Quote, verbatim, all material below, without pictures.

Data shown:
--- Begin ---

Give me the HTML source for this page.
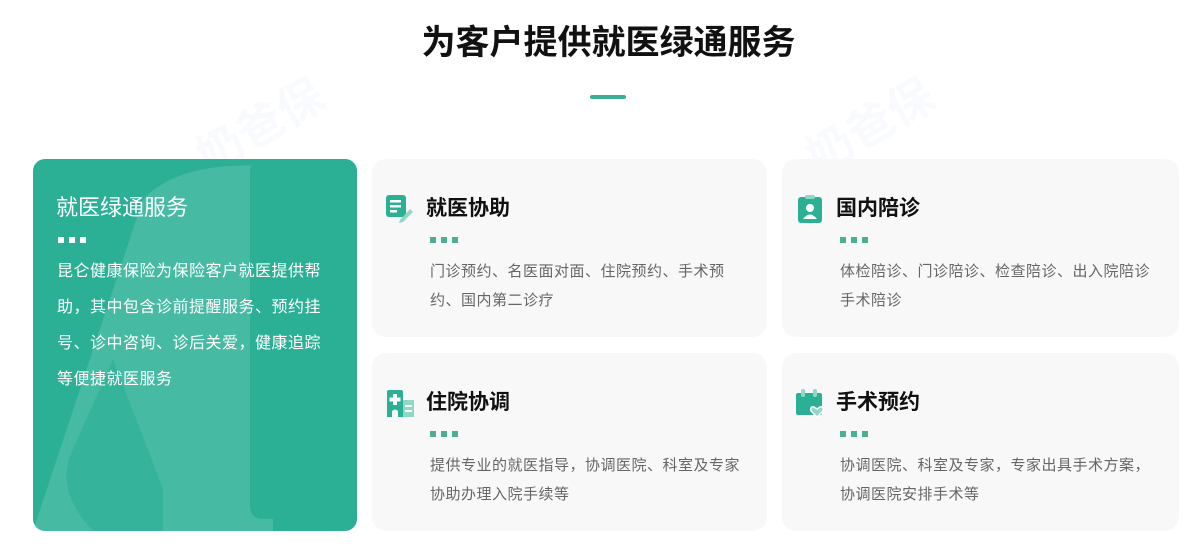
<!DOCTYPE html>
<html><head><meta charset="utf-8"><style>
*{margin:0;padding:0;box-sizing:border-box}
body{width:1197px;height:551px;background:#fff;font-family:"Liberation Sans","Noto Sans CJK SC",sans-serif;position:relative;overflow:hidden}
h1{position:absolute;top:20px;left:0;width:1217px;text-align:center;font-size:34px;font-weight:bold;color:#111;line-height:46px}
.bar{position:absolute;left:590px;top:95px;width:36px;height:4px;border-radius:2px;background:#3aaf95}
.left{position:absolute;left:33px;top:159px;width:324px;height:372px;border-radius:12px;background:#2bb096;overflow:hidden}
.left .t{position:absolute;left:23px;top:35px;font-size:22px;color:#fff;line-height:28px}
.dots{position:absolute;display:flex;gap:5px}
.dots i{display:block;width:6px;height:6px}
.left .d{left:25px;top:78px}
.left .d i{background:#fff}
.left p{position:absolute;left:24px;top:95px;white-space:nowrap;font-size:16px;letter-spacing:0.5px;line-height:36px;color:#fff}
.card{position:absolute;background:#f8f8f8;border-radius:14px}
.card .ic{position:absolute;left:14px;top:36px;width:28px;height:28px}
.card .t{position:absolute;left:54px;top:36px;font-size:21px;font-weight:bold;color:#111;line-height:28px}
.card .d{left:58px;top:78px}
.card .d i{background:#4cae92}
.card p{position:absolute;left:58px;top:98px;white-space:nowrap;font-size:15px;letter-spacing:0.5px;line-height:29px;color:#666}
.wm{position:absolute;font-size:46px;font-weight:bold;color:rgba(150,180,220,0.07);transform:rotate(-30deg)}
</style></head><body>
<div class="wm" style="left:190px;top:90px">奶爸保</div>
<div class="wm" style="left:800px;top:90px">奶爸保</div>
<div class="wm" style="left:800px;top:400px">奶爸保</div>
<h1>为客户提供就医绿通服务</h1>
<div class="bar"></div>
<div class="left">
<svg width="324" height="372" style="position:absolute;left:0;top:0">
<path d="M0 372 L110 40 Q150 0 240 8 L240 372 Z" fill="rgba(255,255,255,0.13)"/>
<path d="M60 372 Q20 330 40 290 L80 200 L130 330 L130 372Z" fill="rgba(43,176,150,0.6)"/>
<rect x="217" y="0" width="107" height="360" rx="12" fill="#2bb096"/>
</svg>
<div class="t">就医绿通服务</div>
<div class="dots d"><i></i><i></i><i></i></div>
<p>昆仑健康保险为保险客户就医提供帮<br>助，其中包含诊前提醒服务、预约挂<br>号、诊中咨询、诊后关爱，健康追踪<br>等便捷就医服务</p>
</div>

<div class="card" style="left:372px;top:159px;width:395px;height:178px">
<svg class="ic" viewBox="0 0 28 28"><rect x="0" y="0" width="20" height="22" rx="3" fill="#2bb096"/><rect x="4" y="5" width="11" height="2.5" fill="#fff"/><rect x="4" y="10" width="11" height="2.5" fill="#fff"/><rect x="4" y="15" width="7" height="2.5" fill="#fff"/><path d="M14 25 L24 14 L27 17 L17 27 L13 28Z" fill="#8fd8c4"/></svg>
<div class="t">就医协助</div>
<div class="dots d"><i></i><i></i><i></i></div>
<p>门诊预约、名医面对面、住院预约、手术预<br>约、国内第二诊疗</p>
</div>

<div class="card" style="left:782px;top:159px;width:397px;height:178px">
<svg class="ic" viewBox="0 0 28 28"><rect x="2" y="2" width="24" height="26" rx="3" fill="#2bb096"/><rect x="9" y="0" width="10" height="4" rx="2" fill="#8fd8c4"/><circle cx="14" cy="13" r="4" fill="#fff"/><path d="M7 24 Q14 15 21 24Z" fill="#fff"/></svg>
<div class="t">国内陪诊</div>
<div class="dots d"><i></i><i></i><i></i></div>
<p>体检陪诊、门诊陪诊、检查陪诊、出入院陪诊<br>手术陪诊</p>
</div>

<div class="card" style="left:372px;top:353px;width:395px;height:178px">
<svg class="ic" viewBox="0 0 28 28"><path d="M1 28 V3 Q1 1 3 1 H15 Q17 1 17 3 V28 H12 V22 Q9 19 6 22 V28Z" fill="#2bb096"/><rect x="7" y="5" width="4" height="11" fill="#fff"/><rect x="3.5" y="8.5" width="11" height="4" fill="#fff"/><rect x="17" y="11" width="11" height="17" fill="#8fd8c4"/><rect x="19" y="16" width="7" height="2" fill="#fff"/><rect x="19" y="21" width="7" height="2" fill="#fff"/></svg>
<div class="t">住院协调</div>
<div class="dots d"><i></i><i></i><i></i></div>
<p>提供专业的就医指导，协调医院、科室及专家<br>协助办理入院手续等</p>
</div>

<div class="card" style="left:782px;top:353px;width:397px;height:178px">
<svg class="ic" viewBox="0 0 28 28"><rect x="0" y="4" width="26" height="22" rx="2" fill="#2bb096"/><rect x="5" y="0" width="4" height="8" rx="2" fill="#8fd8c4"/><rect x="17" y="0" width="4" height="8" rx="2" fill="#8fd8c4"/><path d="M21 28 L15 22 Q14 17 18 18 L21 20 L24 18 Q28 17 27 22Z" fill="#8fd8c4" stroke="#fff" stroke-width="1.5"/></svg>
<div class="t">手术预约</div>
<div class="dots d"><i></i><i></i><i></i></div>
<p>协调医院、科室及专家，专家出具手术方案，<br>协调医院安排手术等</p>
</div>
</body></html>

--- End ---

Full answer:
Give me the HTML source for this page.
<!DOCTYPE html>
<html><head><meta charset="utf-8"><style>
*{margin:0;padding:0;box-sizing:border-box}
body{width:1197px;height:551px;background:#fff;font-family:"Liberation Sans","Noto Sans CJK SC",sans-serif;position:relative;overflow:hidden}
h1{position:absolute;top:20px;left:0;width:1217px;text-align:center;font-size:34px;font-weight:bold;color:#111;line-height:46px}
.bar{position:absolute;left:590px;top:95px;width:36px;height:4px;border-radius:2px;background:#3aaf95}
.left{position:absolute;left:33px;top:159px;width:324px;height:372px;border-radius:12px;background:#2bb096;overflow:hidden}
.left .t{position:absolute;left:23px;top:35px;font-size:22px;color:#fff;line-height:28px}
.dots{position:absolute;display:flex;gap:5px}
.dots i{display:block;width:6px;height:6px}
.left .d{left:25px;top:78px}
.left .d i{background:#fff}
.left p{position:absolute;left:24px;top:95px;white-space:nowrap;font-size:16px;letter-spacing:0.5px;line-height:36px;color:#fff}
.card{position:absolute;background:#f8f8f8;border-radius:14px}
.card .ic{position:absolute;left:14px;top:36px;width:28px;height:28px}
.card .t{position:absolute;left:54px;top:36px;font-size:21px;font-weight:bold;color:#111;line-height:28px}
.card .d{left:58px;top:78px}
.card .d i{background:#4cae92}
.card p{position:absolute;left:58px;top:98px;white-space:nowrap;font-size:15px;letter-spacing:0.5px;line-height:29px;color:#666}
.wm{position:absolute;font-size:46px;font-weight:bold;color:rgba(150,180,220,0.07);transform:rotate(-30deg)}
</style></head><body>
<div class="wm" style="left:190px;top:90px">奶爸保</div>
<div class="wm" style="left:800px;top:90px">奶爸保</div>
<div class="wm" style="left:800px;top:400px">奶爸保</div>
<h1>为客户提供就医绿通服务</h1>
<div class="bar"></div>
<div class="left">
<svg width="324" height="372" style="position:absolute;left:0;top:0">
<path d="M0 372 L110 40 Q150 0 240 8 L240 372 Z" fill="rgba(255,255,255,0.13)"/>
<path d="M60 372 Q20 330 40 290 L80 200 L130 330 L130 372Z" fill="rgba(43,176,150,0.6)"/>
<rect x="217" y="0" width="107" height="360" rx="12" fill="#2bb096"/>
</svg>
<div class="t">就医绿通服务</div>
<div class="dots d"><i></i><i></i><i></i></div>
<p>昆仑健康保险为保险客户就医提供帮<br>助，其中包含诊前提醒服务、预约挂<br>号、诊中咨询、诊后关爱，健康追踪<br>等便捷就医服务</p>
</div>

<div class="card" style="left:372px;top:159px;width:395px;height:178px">
<svg class="ic" viewBox="0 0 28 28"><rect x="0" y="0" width="20" height="22" rx="3" fill="#2bb096"/><rect x="4" y="5" width="11" height="2.5" fill="#fff"/><rect x="4" y="10" width="11" height="2.5" fill="#fff"/><rect x="4" y="15" width="7" height="2.5" fill="#fff"/><path d="M14 25 L24 14 L27 17 L17 27 L13 28Z" fill="#8fd8c4"/></svg>
<div class="t">就医协助</div>
<div class="dots d"><i></i><i></i><i></i></div>
<p>门诊预约、名医面对面、住院预约、手术预<br>约、国内第二诊疗</p>
</div>

<div class="card" style="left:782px;top:159px;width:397px;height:178px">
<svg class="ic" viewBox="0 0 28 28"><rect x="2" y="2" width="24" height="26" rx="3" fill="#2bb096"/><rect x="9" y="0" width="10" height="4" rx="2" fill="#8fd8c4"/><circle cx="14" cy="13" r="4" fill="#fff"/><path d="M7 24 Q14 15 21 24Z" fill="#fff"/></svg>
<div class="t">国内陪诊</div>
<div class="dots d"><i></i><i></i><i></i></div>
<p>体检陪诊、门诊陪诊、检查陪诊、出入院陪诊<br>手术陪诊</p>
</div>

<div class="card" style="left:372px;top:353px;width:395px;height:178px">
<svg class="ic" viewBox="0 0 28 28"><path d="M1 28 V3 Q1 1 3 1 H15 Q17 1 17 3 V28 H12 V22 Q9 19 6 22 V28Z" fill="#2bb096"/><rect x="7" y="5" width="4" height="11" fill="#fff"/><rect x="3.5" y="8.5" width="11" height="4" fill="#fff"/><rect x="17" y="11" width="11" height="17" fill="#8fd8c4"/><rect x="19" y="16" width="7" height="2" fill="#fff"/><rect x="19" y="21" width="7" height="2" fill="#fff"/></svg>
<div class="t">住院协调</div>
<div class="dots d"><i></i><i></i><i></i></div>
<p>提供专业的就医指导，协调医院、科室及专家<br>协助办理入院手续等</p>
</div>

<div class="card" style="left:782px;top:353px;width:397px;height:178px">
<svg class="ic" viewBox="0 0 28 28"><rect x="0" y="4" width="26" height="22" rx="2" fill="#2bb096"/><rect x="5" y="0" width="4" height="8" rx="2" fill="#8fd8c4"/><rect x="17" y="0" width="4" height="8" rx="2" fill="#8fd8c4"/><path d="M21 28 L15 22 Q14 17 18 18 L21 20 L24 18 Q28 17 27 22Z" fill="#8fd8c4" stroke="#fff" stroke-width="1.5"/></svg>
<div class="t">手术预约</div>
<div class="dots d"><i></i><i></i><i></i></div>
<p>协调医院、科室及专家，专家出具手术方案，<br>协调医院安排手术等</p>
</div>
</body></html>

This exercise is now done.